Pursuant to the pertinent provisions of the Copeland Act and the GPEA, described above, accurate electronic signatures are sufficient for compliance purposes under the Copeland Act. However, all parties are reminded of the responsibility to ensure the accuracy of the electronic signature process, and the proper retention and accessibility of the resulting electronically transmitted documents. For any further questions or concerns on this subject, please contact Timothy Helm, Team Leader, Office of Enforcement Policy, Government Contracts Team.
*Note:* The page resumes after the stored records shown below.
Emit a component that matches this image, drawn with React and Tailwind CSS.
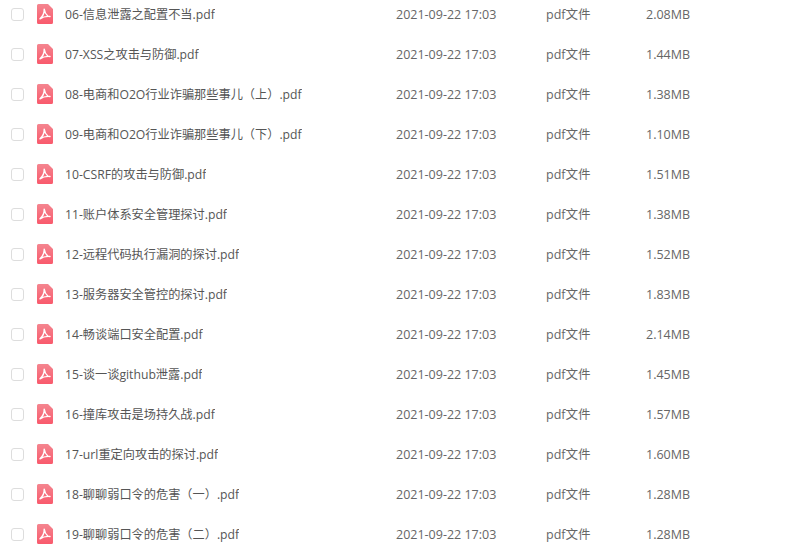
const files = [
  { name: "06-信息泄露之配置不当.pdf", size: "2.08MB" },
  { name: "07-XSS之攻击与防御.pdf", size: "1.44MB" },
  { name: "08-电商和O2O行业诈骗那些事儿（上）.pdf", size: "1.38MB" },
  { name: "09-电商和O2O行业诈骗那些事儿（下）.pdf", size: "1.10MB" },
  { name: "10-CSRF的攻击与防御.pdf", size: "1.51MB" },
  { name: "11-账户体系安全管理探讨.pdf", size: "1.38MB" },
  { name: "12-远程代码执行漏洞的探讨.pdf", size: "1.52MB" },
  { name: "13-服务器安全管控的探讨.pdf", size: "1.83MB" },
  { name: "14-畅谈端口安全配置.pdf", size: "2.14MB" },
  { name: "15-谈一谈github泄露.pdf", size: "1.45MB" },
  { name: "16-撞库攻击是场持久战.pdf", size: "1.57MB" },
  { name: "17-url重定向攻击的探讨.pdf", size: "1.60MB" },
  { name: "18-聊聊弱口令的危害（一）.pdf", size: "1.28MB" },
  { name: "19-聊聊弱口令的危害（二）.pdf", size: "1.28MB" },
]

function PdfIcon() {
  return (
    <svg width="16" height="20" viewBox="0 0 16 20" className="shrink-0">
      <defs>
        <linearGradient id="pdfFill" x1="0" y1="0" x2="0" y2="1">
          <stop offset="0" stopColor="#f4858f" />
          <stop offset="1" stopColor="#f9596c" />
        </linearGradient>
      </defs>
      <path d="M1.5 0H11l5 5v13.5a1.5 1.5 0 0 1-1.5 1.5h-13A1.5 1.5 0 0 1 0 18.5v-17A1.5 1.5 0 0 1 1.5 0Z" fill="url(#pdfFill)" />
      {/* acrobat mark */}
      <path d="M7.2 5.2c.4 2.8 1.8 5.4 3.4 6.6M7.2 5.2c.2 3-1.1 6.6-4.2 9.6M3 14.8c2.2-1.5 5.4-2.7 10-2.3" fill="none" stroke="#fff" strokeWidth="1.4" strokeLinecap="round" />
    </svg>
  )
}

function FileRow({ file }) {
  return (
    <div className="flex h-10 items-center text-[12.5px] text-[#666]">
      <div className="ml-[11px] h-[13px] w-[13px] shrink-0 rounded-[3px] border border-[#ddd] bg-white" />
      <div className="ml-[13px] w-[359px] shrink-0 flex items-center">
        <PdfIcon />
        <span className="ml-[12px] truncate pt-[2px] text-[12.2px] text-[#555]">{file.name}</span>
      </div>
      <span className="w-[150px] shrink-0 pt-[2px]">2021-09-22 17:03</span>
      <span className="w-[100px] shrink-0 pt-[2px]">pdf文件</span>
      <span className="pt-[2px]">{file.size}</span>
    </div>
  )
}

export default function App() {
  return (
    <div
      className="h-[556px] w-[806px] overflow-hidden bg-white"
      style={{ fontFamily: '"Open Sans", "Noto Sans CJK SC", sans-serif' }}
    >
      <div className="-mt-[6px]">
        {files.map((file) => (
          <FileRow key={file.name} file={file} />
        ))}
      </div>
    </div>
  )
}
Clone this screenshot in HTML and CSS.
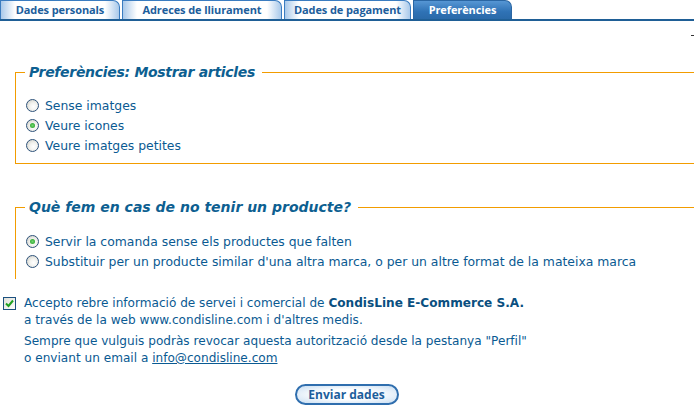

He can be reached on 202-693-0574.


/s/ signed by
Alfred B. Robinson, Jr.
Acting Administrator

Richard E. DeHority, President, eMars, Inc.
W Allen Koehn,UNISYS Corporation
Ranjit Chakravorti, PH.D.,P.E.,President, TRS Consultants, Inc.
Rick Shi, Elation Systems


[1] The signed compliance statement must provide the following certifications:

  1. That the payroll for the payroll period contains the information required... and that such information is correct and complete;
  2. That each laborer or mechanic... employed on the contract during the payroll period has been paid the full weekly wages earned, without rebate, either directly or indirectly, and that no deductions have been made either directly or indirectly from the full wages earned, other than permissible deductions as set forth in Regulations, 29 CFR Part 3;
  3. That each laborer or mechanic has been paid not less than the applicable wage rates and fringe benefits or cash equivalents for the classification of work performed, as specified in the applicable wage determination incorporated into the contract.

29 CFR 5. 5 (a) (3) (ii) (B) (1) - (3).